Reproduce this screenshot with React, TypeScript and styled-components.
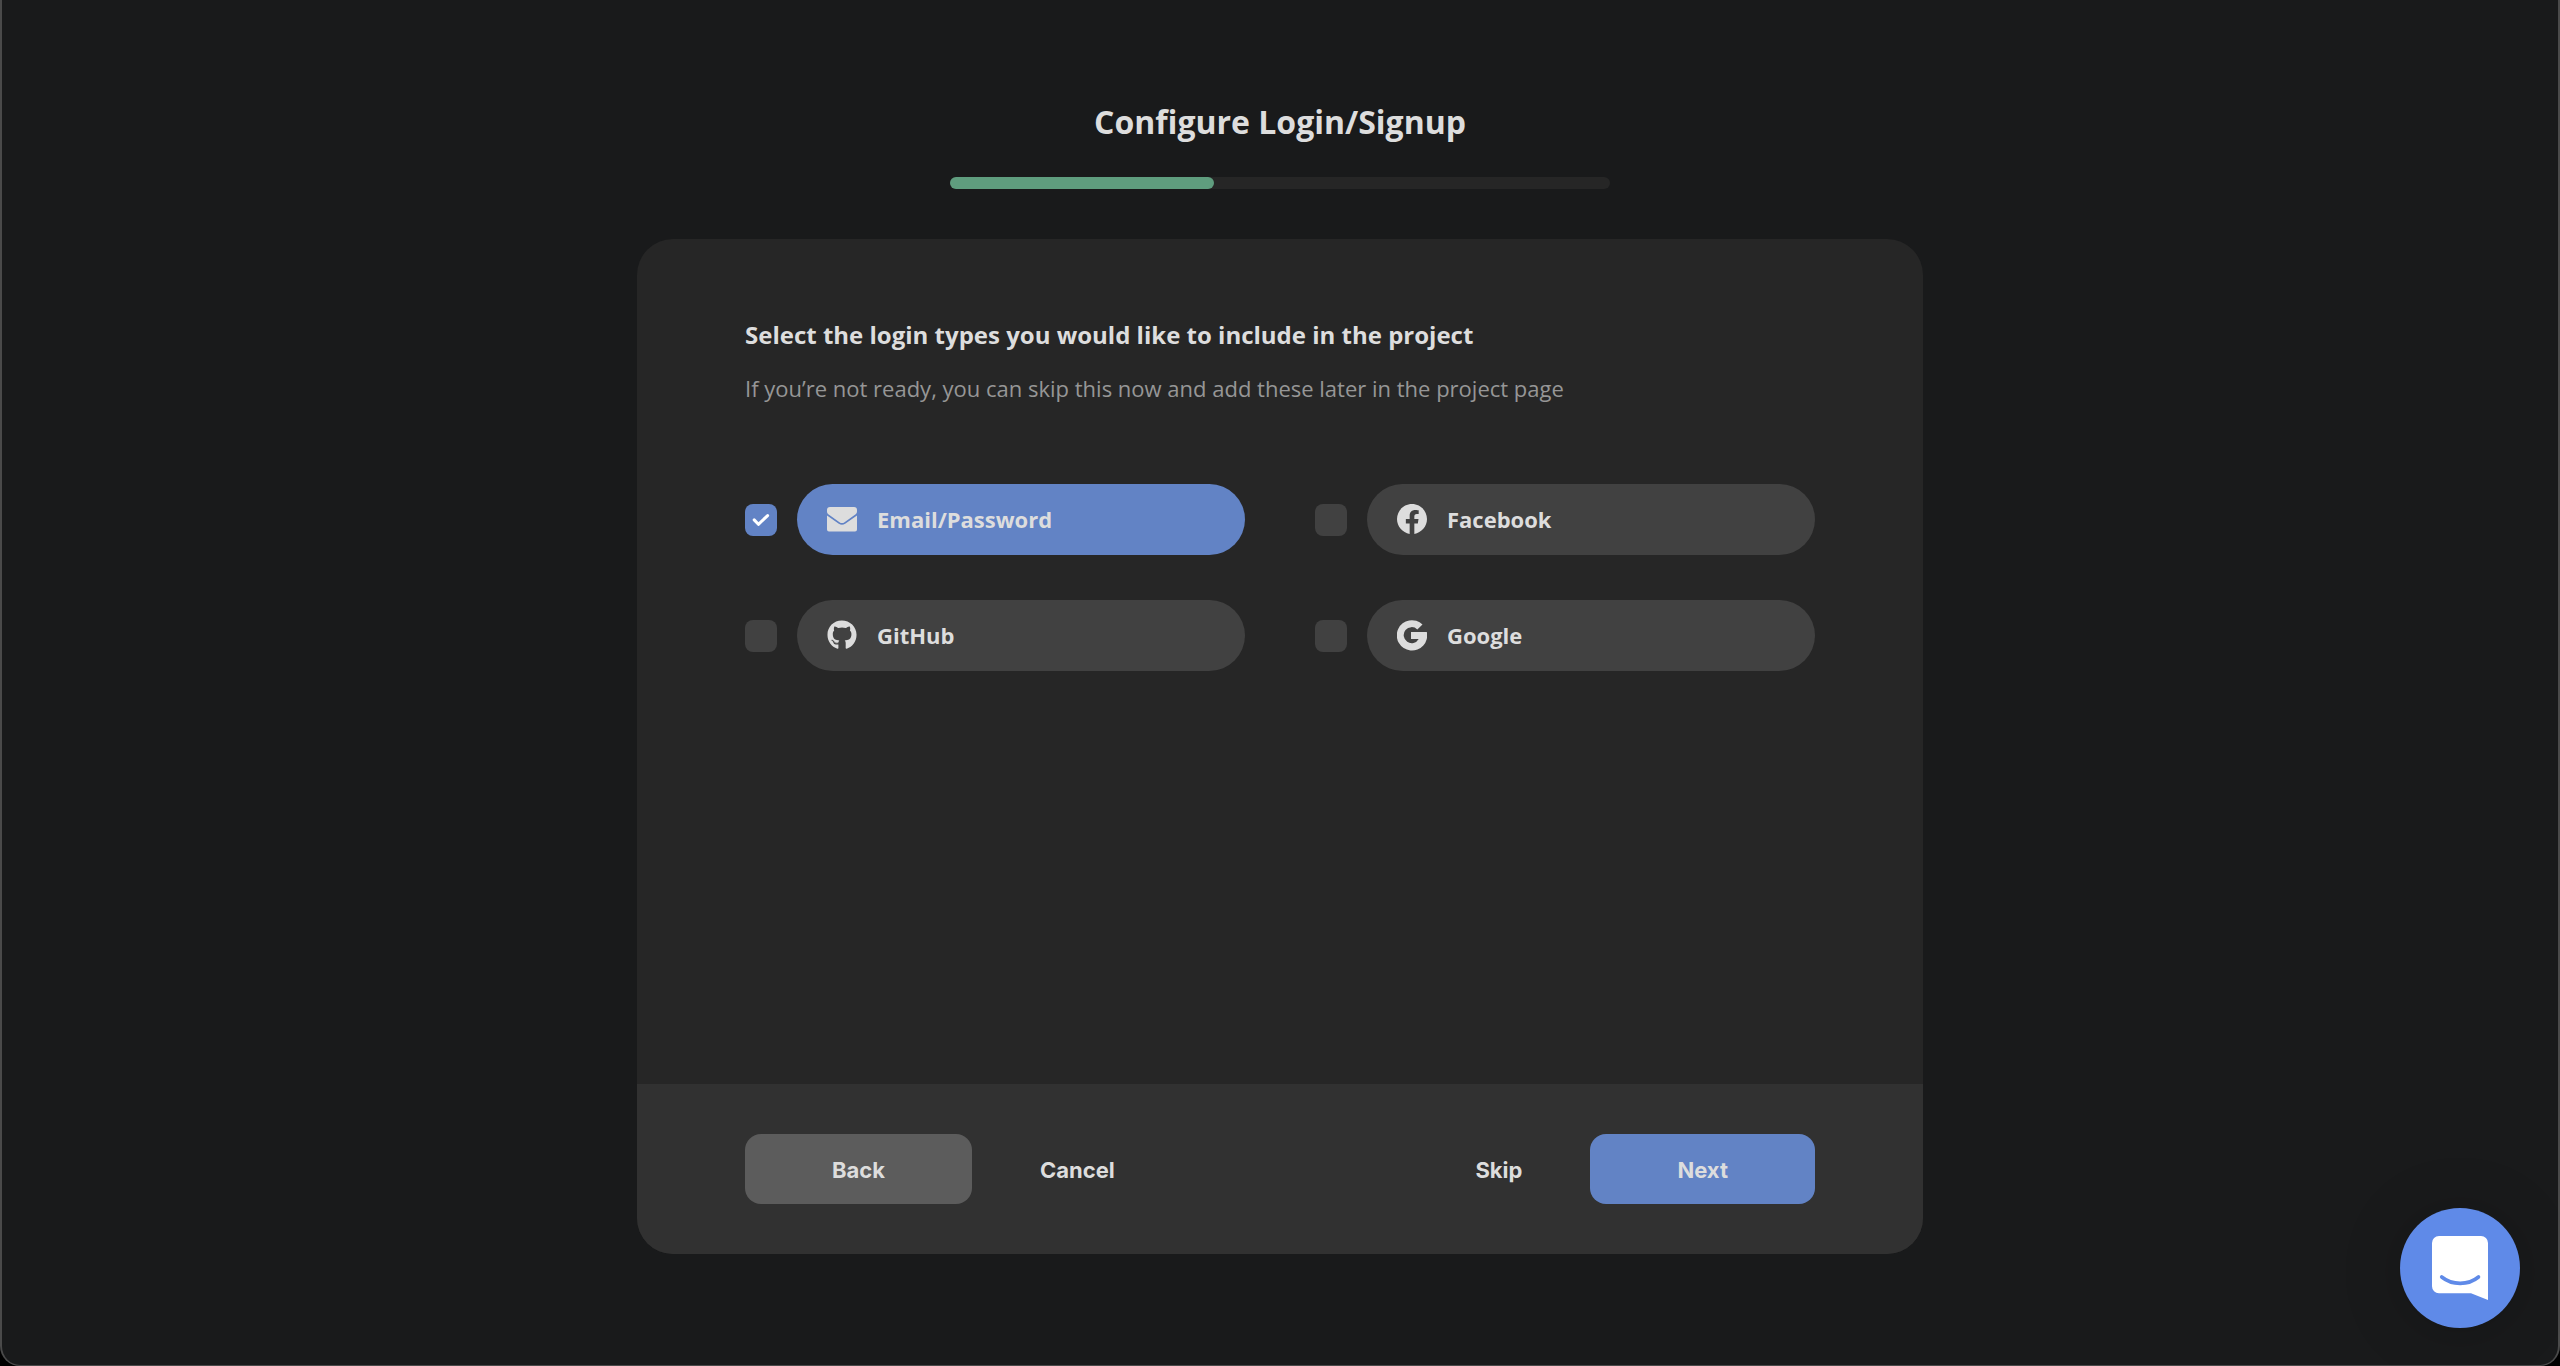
import React, { useState } from "react";
import styled, { createGlobalStyle } from "styled-components";
import { FaGithub } from "react-icons/fa6";

const color = {
  backdrop: "#000000",
  page: "#191a1b",
  edge: "#4a4a4a",
  panel: "#262626",
  footer: "#313131",
  control: "#414141",
  neutral: "#5c5c5c",
  primary: "#6283c5",
  progress: "#5f9d7e",
  text: "#dddddd",
  muted: "#969696",
  launcher: "#5f8ae8",
};

const GlobalStyle = createGlobalStyle`
  *, *::before, *::after { box-sizing: border-box; }
  body {
    margin: 0;
    background: ${color.backdrop};
    color: ${color.text};
    font-family: "Open Sans", sans-serif;
  }
`;

const Page = styled.main`
  display: flex;
  flex-direction: column;
  align-items: center;
  min-height: 100vh;
  padding: 100px 24px;
  background: ${color.page};
  border: 2px solid ${color.edge};
  border-top: 0;
  border-bottom-width: 1px;
  border-radius: 0 0 20px 20px;
`;

const Title = styled.h1`
  margin: 0;
  font-size: 32px;
  line-height: 44px;
  font-weight: 700;
`;

const ProgressTrack = styled.div`
  width: 100%;
  max-width: 660px;
  height: 12px;
  margin: 33px 0 50px;
  border-radius: 6px;
  background: ${color.panel};
`;

const ProgressFill = styled.div`
  height: 100%;
  border-radius: 6px;
  background: ${color.progress};
`;

const Card = styled.form`
  display: flex;
  flex-direction: column;
  width: 100%;
  max-width: 1286px;
  border-radius: 36px;
  overflow: hidden;
  background: ${color.panel};
`;

const CardBody = styled.section`
  min-height: 845px;
  padding: 80px 108px;
`;

const Heading = styled.h2`
  margin: 0;
  font-size: 24px;
  line-height: 32px;
  font-weight: 700;
`;

const Description = styled.p`
  margin: 21px 0 80px;
  font-size: 22px;
  line-height: 32px;
  color: ${color.muted};
`;

const Options = styled.div`
  display: grid;
  grid-template-columns: 1fr 1fr;
  gap: 45px 70px;
`;

const Option = styled.label`
  display: flex;
  align-items: center;
  gap: 20px;
  cursor: pointer;
`;

const Tick = styled.span`
  display: grid;
  flex: none;
  width: 32px;
  height: 32px;

  > * {
    grid-area: 1 / 1;
  }

  svg {
    z-index: 1;
    pointer-events: none;
  }
`;

const TickInput = styled.input`
  appearance: none;
  width: 32px;
  height: 32px;
  margin: 0;
  border-radius: 8px;
  background: ${color.control};
  cursor: pointer;

  &:checked {
    background: ${color.primary};
  }
`;

const Pill = styled.span<{ $active: boolean }>`
  display: flex;
  flex: 1;
  align-items: center;
  gap: 20px;
  height: 71px;
  padding: 0 30px 1px;
  border-radius: 36px;
  background: ${(p) => (p.$active ? color.primary : color.control)};
  font-size: 22px;
  line-height: 32px;
  font-weight: 700;
`;

const CardFooter = styled.footer`
  display: flex;
  align-items: center;
  gap: 68px;
  padding: 50px 108px;
  background: ${color.footer};
`;

const Button = styled.button<{ $fill?: string }>`
  height: 70px;
  padding: 2px ${(p) => (p.$fill ? "87px" : "0")} 0;
  border: 0;
  border-radius: 16px;
  background: ${(p) => p.$fill ?? "transparent"};
  color: ${color.text};
  font-family: Inter, sans-serif;
  font-size: 22px;
  line-height: 32px;
  font-weight: 700;
  cursor: pointer;
`;

const Spacer = styled.div`
  flex: 1;
`;

const Launcher = styled.button`
  position: fixed;
  right: 40px;
  bottom: 38px;
  display: grid;
  place-items: center;
  width: 120px;
  height: 120px;
  padding: 0;
  border: 0;
  border-radius: 50%;
  background: ${color.launcher};
  box-shadow: 0 2px 12px rgba(0, 0, 0, 0.06), 0 4px 64px rgba(0, 0, 0, 0.16);
  cursor: pointer;
`;

const CheckIcon = () => (
  <svg width="32" height="32" viewBox="0 0 32 32" aria-hidden="true">
    <path
      d="M9.200 15.900L13.400 20.300L22.600 11.600"
      fill="none"
      stroke="#ffffff"
      strokeWidth="3"
      strokeLinecap="round"
      strokeLinejoin="round"
    />
  </svg>
);

const EnvelopeIcon = () => (
  <svg width="30" height="25" viewBox="0 0 30 25" fill="currentColor" aria-hidden="true">
    <path d="M3 0H27a3 3 0 0 1 3 3V4.600C30 5.800 29.300 6.900 28.300 7.600L17.500 15.200Q15 17 12.500 15.200L1.700 7.600C.7 6.900 0 5.800 0 4.600V3a3 3 0 0 1 3-3z" />
    <path d="M0 8.500L11.800 16.800Q15 18.900 18.200 16.800L30 8.500V22.500a2 2 0 0 1-2 2H2a2 2 0 0 1-2-2z" />
  </svg>
);

const FacebookIcon = () => (
  <svg width="30" height="30" viewBox="0 0 24 24" fill="currentColor" aria-hidden="true">
    <path d="M24 12.073c0-6.627-5.373-12-12-12s-12 5.373-12 12c0 5.990 4.388 10.954 10.125 11.854v-8.385H7.078v-3.470h3.047V9.430c0-3.007 1.792-4.669 4.533-4.669 1.312 0 2.686.235 2.686.235v2.953H15.830c-1.491 0-1.956.925-1.956 1.874v2.250h3.328l-.532 3.470h-2.796v8.385C19.612 23.027 24 18.062 24 12.073z" />
  </svg>
);

const GithubIcon = () => <FaGithub size={30} aria-hidden />;

const GoogleIcon = () => (
  <svg width="30" height="31" viewBox="0 0 30 31" fill="currentColor" aria-hidden="true">
    <path d="M25.500 4.400A15.200 15.200 0 1 0 29.800 12H14V19H21.700A8 8 0 1 1 20.300 9.400z" />
  </svg>
);

type Provider = { id: string; name: string; icon: () => React.ReactElement };

const providers: Provider[] = [
  { id: "email", name: "Email/Password", icon: EnvelopeIcon },
  { id: "facebook", name: "Facebook", icon: FacebookIcon },
  { id: "github", name: "GitHub", icon: GithubIcon },
  { id: "google", name: "Google", icon: GoogleIcon },
];

export default function App() {
  const [selected, setSelected] = useState<string[]>(["email"]);
  const progress = 40;

  const toggle = (id: string) =>
    setSelected((now) =>
      now.includes(id) ? now.filter((x) => x !== id) : [...now, id]
    );

  return (
    <>
      <GlobalStyle />
      <Page>
        <Title>Configure Login/Signup</Title>
        <ProgressTrack
          role="progressbar"
          aria-label="Setup progress"
          aria-valuenow={progress}
          aria-valuemin={0}
          aria-valuemax={100}
        >
          <ProgressFill style={{ width: `${progress}%` }} />
        </ProgressTrack>
        <Card onSubmit={(e) => e.preventDefault()}>
          <CardBody>
            <Heading>
              Select the login types you would like to include in the project
            </Heading>
            <Description>
              If you’re not ready, you can skip this now and add these later in
              the project page
            </Description>
            <Options>
              {providers.map(({ id, name, icon: Icon }) => {
                const active = selected.includes(id);
                return (
                  <Option key={id} htmlFor={id}>
                    <Tick>
                      <TickInput
                        id={id}
                        type="checkbox"
                        checked={active}
                        onChange={() => toggle(id)}
                      />
                      {active && <CheckIcon />}
                    </Tick>
                    <Pill $active={active}>
                      <Icon />
                      {name}
                    </Pill>
                  </Option>
                );
              })}
            </Options>
          </CardBody>
          <CardFooter>
            <Button type="button" $fill={color.neutral}>
              Back
            </Button>
            <Button type="button">Cancel</Button>
            <Spacer />
            <Button type="button">Skip</Button>
            <Button type="submit" $fill={color.primary}>
              Next
            </Button>
          </CardFooter>
        </Card>
      </Page>
      <Launcher type="button" aria-label="Open chat">
        <svg width="56" height="64" viewBox="0 0 56 64" aria-hidden="true">
          <path
            d="M7 0H49a7 7 0 0 1 7 7V64L39 57.300H7a7 7 0 0 1-7-7V7a7 7 0 0 1 7-7z"
            fill="#ffffff"
          />
          <path
            d="M9.700 41c10.500 8.500 26.500 8.500 36.800 0"
            fill="none"
            stroke={color.launcher}
            strokeWidth="3.600"
            strokeLinecap="round"
          />
        </svg>
      </Launcher>
    </>
  );
}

• • • • •

Exercise:
In the lines above, locate the string "this". Copy every line where it occurs.

Full solution:
Reproduce this screenshot with React, TypeScript and styled-components.
              If you’re not ready, you can skip this now and add these later in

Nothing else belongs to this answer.